Democratic AGs set to fight Trump over climate

Democratic state attorneys general — the same group that beat back President Donald Trump’s travel ban in court — are now turning their eyes to climate and environmental issues.

As Trump announced the United States’ exit from the Paris climate accord, several attorneys general said Thursday they’ve already begun discussing strategies to battle the administration.

Pennsylvania Attorney General Josh Shapiro said he is “incredibly distressed and disturbed” by Trump’s move. Connecticut’s George Shapiro said environmental issues are “very, very high on that list” of issues likely to become a new, travel ban-style legal flashpoint with the Trump White House.

Maura Healey of Massachusetts vowed to “hold the line on important measures that have been put in place to protect our habitat and prevent climate change” — as well as hundreds of thousands of clean energy jobs that Trump has “put at risk, unfortunately.”
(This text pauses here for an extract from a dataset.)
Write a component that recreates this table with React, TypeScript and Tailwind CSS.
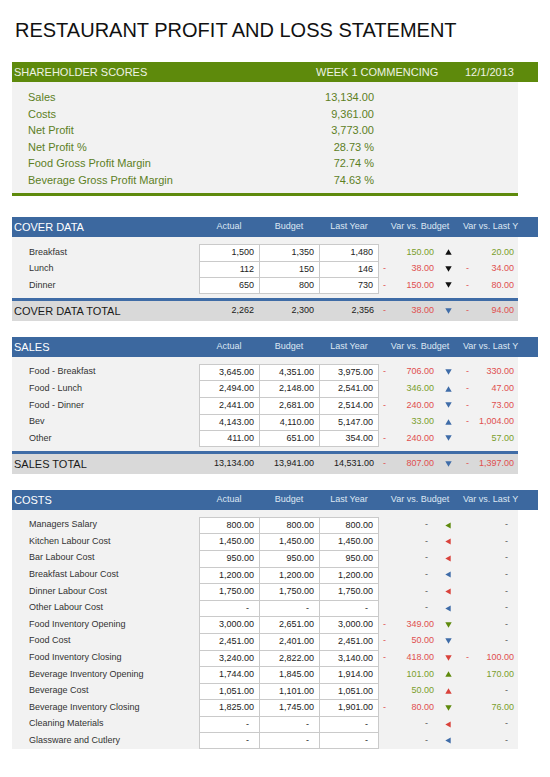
import React from "react";

type Tone = "k" | "b" | "r" | "g";
type Dir = "up" | "down" | "left";
type Row = [string, string, string, string, string, Dir, Tone, string];

const ARROW_TONE: Record<Tone, string> = {
  k: "text-[#111111]",
  b: "text-[#3f6ca8]",
  r: "text-[#d9423b]",
  g: "text-[#5e8a0c]",
};

const COVER: Row[] = [
  ["Breakfast", "1,500", "1,350", "1,480", "150.00", "up", "k", "20.00"],
  ["Lunch", "112", "150", "146", "-38.00", "down", "k", "-34.00"],
  ["Dinner", "650", "800", "730", "-150.00", "down", "k", "-80.00"],
];
const COVER_TOTAL: Row = ["COVER DATA TOTAL", "2,262", "2,300", "2,356", "-38.00", "down", "b", "-94.00"];

const SALES: Row[] = [
  ["Food - Breakfast", "3,645.00", "4,351.00", "3,975.00", "-706.00", "down", "b", "-330.00"],
  ["Food - Lunch", "2,494.00", "2,148.00", "2,541.00", "346.00", "up", "b", "-47.00"],
  ["Food - Dinner", "2,441.00", "2,681.00", "2,514.00", "-240.00", "down", "b", "-73.00"],
  ["Bev", "4,143.00", "4,110.00", "5,147.00", "33.00", "up", "b", "-1,004.00"],
  ["Other", "411.00", "651.00", "354.00", "-240.00", "down", "b", "57.00"],
];
const SALES_TOTAL: Row = ["SALES TOTAL", "13,134.00", "13,941.00", "14,531.00", "-807.00", "down", "b", "-1,397.00"];

const COSTS: Row[] = [
  ["Managers Salary", "800.00", "800.00", "800.00", "0", "left", "g", "0"],
  ["Kitchen Labour Cost", "1,450.00", "1,450.00", "1,450.00", "0", "left", "r", "0"],
  ["Bar Labour Cost", "950.00", "950.00", "950.00", "0", "left", "r", "0"],
  ["Breakfast Labour Cost", "1,200.00", "1,200.00", "1,200.00", "0", "left", "b", "0"],
  ["Dinner Labour Cost", "1,750.00", "1,750.00", "1,750.00", "0", "left", "r", "0"],
  ["Other Labour Cost", "-", "-", "-", "0", "left", "b", "0"],
  ["Food Inventory Opening", "3,000.00", "2,651.00", "3,000.00", "-349.00", "down", "g", "0"],
  ["Food Cost", "2,451.00", "2,401.00", "2,451.00", "-50.00", "down", "b", "0"],
  ["Food Inventory Closing", "3,240.00", "2,822.00", "3,140.00", "-418.00", "down", "r", "-100.00"],
  ["Beverage Inventory Opening", "1,744.00", "1,845.00", "1,914.00", "101.00", "up", "g", "170.00"],
  ["Beverage Cost", "1,051.00", "1,101.00", "1,051.00", "50.00", "up", "r", "0"],
  ["Beverage Inventory Closing", "1,825.00", "1,745.00", "1,901.00", "-80.00", "down", "g", "76.00"],
  ["Cleaning Materials", "-", "-", "-", "0", "left", "r", "0"],
  ["Glassware and Cutlery", "-", "-", "-", "0", "left", "b", "0"],
];

const SCORES = [
  ["Sales", "13,134.00"],
  ["Costs", "9,361.00"],
  ["Net Profit", "3,773.00"],
  ["Net Profit %", "28.73 %"],
  ["Food Gross Profit Margin", "72.74 %"],
  ["Beverage Gross Profit Margin", "74.63 %"],
];

function Arrow({ dir, tone }: { dir: Dir; tone: Tone }) {
  if (dir === "left") {
    return (
      <svg width="6" height="7" viewBox="0 0 6 7" className={ARROW_TONE[tone]}>
        <path d="M0.3 3.5 L5.7 0.4 L5.7 6.6 Z" fill="currentColor" />
      </svg>
    );
  }
  return (
    <svg width="7" height="6" viewBox="0 0 7 6" className={ARROW_TONE[tone]}>
      {dir === "up" ? (
        <path d="M3.5 0.3 L6.7 5.7 L0.3 5.7 Z" fill="currentColor" />
      ) : (
        <path d="M0.3 0.3 L6.7 0.3 L3.5 5.7 Z" fill="currentColor" />
      )}
    </svg>
  );
}

// dash + value pair used by both variance columns
function Variance({ value, width }: { value: string; width: string }) {
  const zero = value === "0";
  const neg = value.startsWith("-");
  return (
    <>
      <span className="w-[10px] pl-[4px] text-[#e04f4f]">{neg ? "-" : ""}</span>
      {zero ? (
        <span className={`${width} text-right pr-[6px] text-[#555555]`}>-</span>
      ) : (
        <span className={`${width} text-right ${neg ? "text-[#e04f4f]" : "text-[#7a9e2c]"}`}>
          {neg ? value.slice(1) : value}
        </span>
      )}
    </>
  );
}

function VarCols({ row }: { row: Row }) {
  return (
    <div className="flex items-center">
      <Variance value={row[4]} width="w-[45px]" />
      <span className="w-[28px] flex justify-center">
        <Arrow dir={row[5]} tone={row[6]} />
      </span>
      <Variance value={row[7]} width="w-[42px]" />
    </div>
  );
}

function DataRow({ row, last }: { row: Row; last: boolean }) {
  const cell = `w-[60px] bg-white border-l border-t border-[#cacaca] flex items-center justify-end ${
    last ? "border-b" : ""
  }`;
  const pad = (v: string) => (v === "-" ? "pr-[10px]" : "pr-[5px]");
  return (
    <div className="flex h-[16.6px] text-[9px] text-[#222222]">
      <div className="w-[187px] pl-[17px] flex items-center text-[#333333]">{row[0]}</div>
      <div className={`${cell} ${pad(row[1])}`}>{row[1]}</div>
      <div className={`${cell} ${pad(row[2])}`}>{row[2]}</div>
      <div className={`${cell} ${pad(row[3])} border-r`}>{row[3]}</div>
      <VarCols row={row} />
    </div>
  );
}

function Section({ title, rows, total, spaced }: { title: string; rows: Row[]; total?: Row; spaced: string }) {
  return (
    <div className={spaced}>
      <div className="w-[526px] h-[20px] bg-[#3c689f] flex items-center text-[#dde7f3] text-[9px]">
        <div className="w-[187px] pl-[2px] text-[11px] text-white">{title}</div>
        <div className="w-[60px] text-center">Actual</div>
        <div className="w-[60px] text-center">Budget</div>
        <div className="w-[60px] text-center">Last Year</div>
        <div className="w-[82px] text-center">Var vs. Budget</div>
        <div className="ml-[2px] whitespace-nowrap">Var vs. Last Y</div>
      </div>
      <div className={`w-[506px] bg-[#f2f2f2] pt-[7px] ${total ? "pb-[4px]" : ""}`}>
        {rows.map((r, i) => (
          <DataRow key={r[0]} row={r} last={i === rows.length - 1} />
        ))}
      </div>
      {total && (
        <>
          <div className="w-[506px] h-[3px] bg-[#3f6ca6]" />
          <div className="w-[506px] h-[20px] bg-[#d9d9d9] flex items-center text-[9px] text-[#1a1a1a]">
            <div className="w-[187px] pl-[2px] text-[11px]">{total[0]}</div>
            <div className="w-[60px] text-right pr-[5px]">{total[1]}</div>
            <div className="w-[60px] text-right pr-[5px]">{total[2]}</div>
            <div className="w-[60px] text-right pr-[5px]">{total[3]}</div>
            <VarCols row={total} />
          </div>
        </>
      )}
    </div>
  );
}

export default function App() {
  return (
    <div className="w-[550px] h-[777px] overflow-hidden bg-white pl-[12px] font-['Liberation_Sans',Arial,sans-serif]">
      <h1 className="mt-[18px] pl-[3px] text-[20px] leading-[24px] text-[#111111]">
        RESTAURANT PROFIT AND LOSS STATEMENT
      </h1>

      <div className="mt-[20px] w-[526px] h-[20px] bg-[#5e8a0c] flex items-center text-[11px] text-[#eef3e4]">
        <div className="w-[304px] pl-[2px]">SHAREHOLDER SCORES</div>
        <div className="w-[149px]">WEEK 1 COMMENCING</div>
        <div>12/1/2013</div>
      </div>
      <div className="w-[506px] h-[111px] bg-[#f2f2f2] pt-[7px]">
        {SCORES.map(([label, value]) => (
          <div key={label} className="flex h-[16.6px] items-center text-[11px] text-[#5d801f]">
            <div className="w-[250px] pl-[16px]">{label}</div>
            <div className="w-[112px] text-right">{value}</div>
          </div>
        ))}
      </div>
      <div className="w-[506px] h-[3px] bg-[#5e8a0c]" />

      <Section title="COVER DATA" rows={COVER} total={COVER_TOTAL} spaced="mt-[21px]" />
      <Section title="SALES" rows={SALES} total={SALES_TOTAL} spaced="mt-[16px]" />
      <Section title="COSTS" rows={COSTS} spaced="mt-[16px]" />
    </div>
  );
}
With Democrats relegated to the minority in the House and Senate, blue states with the power to challenge Trump’s administration in court are now at the forefront of the Democratic anti-Trump resistance.

“Given that Congress has all but abdicated its responsibility to be a check on the administration, it falls to us,” said Shapiro — who started his job the same time Trump took office.

Democratic governors and attorneys general, in particular, have taken a leading role in opposing Trump. California Gov. Jerry Brown, New York Gov. Andrew Cuomo and Washington Gov. Jay Inslee on Thursday launched the “United States Climate Alliance,” a group of states that will uphold the Paris pact’s terms even as Trump abandons them on the national level.

The attorneys general — who held a roundtable discussion with a small group of reporters in Washington Thursday afternoon — have increasingly coordinated since Trump took office.

They hold a weekly conference call, and their staffs “work incredibly well together,” Shapiro said.

A series of lawsuits filed by Democratic attorneys general resulted in legal victories that eventually led to the blockage of Trump’s ban on travel to the United States from a group of majority Muslim countries.

Fights over the Trump administration’s moves to prohibit “sanctuary cities,” and what Democratic attorneys general said they believe will be efforts to gut the Consumer Financial Protection Bureau, also loom as upcoming rounds in their fight with the White House, they said.

The group has already begun battling Trump on environmental issues — challenging his administration’s moves to undercut clean power plant and fuel efficiency standard rules.

“I think we’re a force to be reckoned with in this new era of both needing to uphold the law and using states and states’ rights, if you will,” Shapiro said.

Maine Attorney General Janet Mills said Trump’s calls for domestic spending cuts have left states fretting that Clean Air Act and Clean Water Act rules won’t be enforced by the Environmental Protection Agency.

“We expect that that will give us standing in the future to bring lawsuits if necessary,” she said.

The attorneys general didn’t discuss specific legal challenges they might launch against Trump’s climate and environmental moves.

Jepsen said they are “very much in a reactive stance” — waiting to see what moves the White House makes first.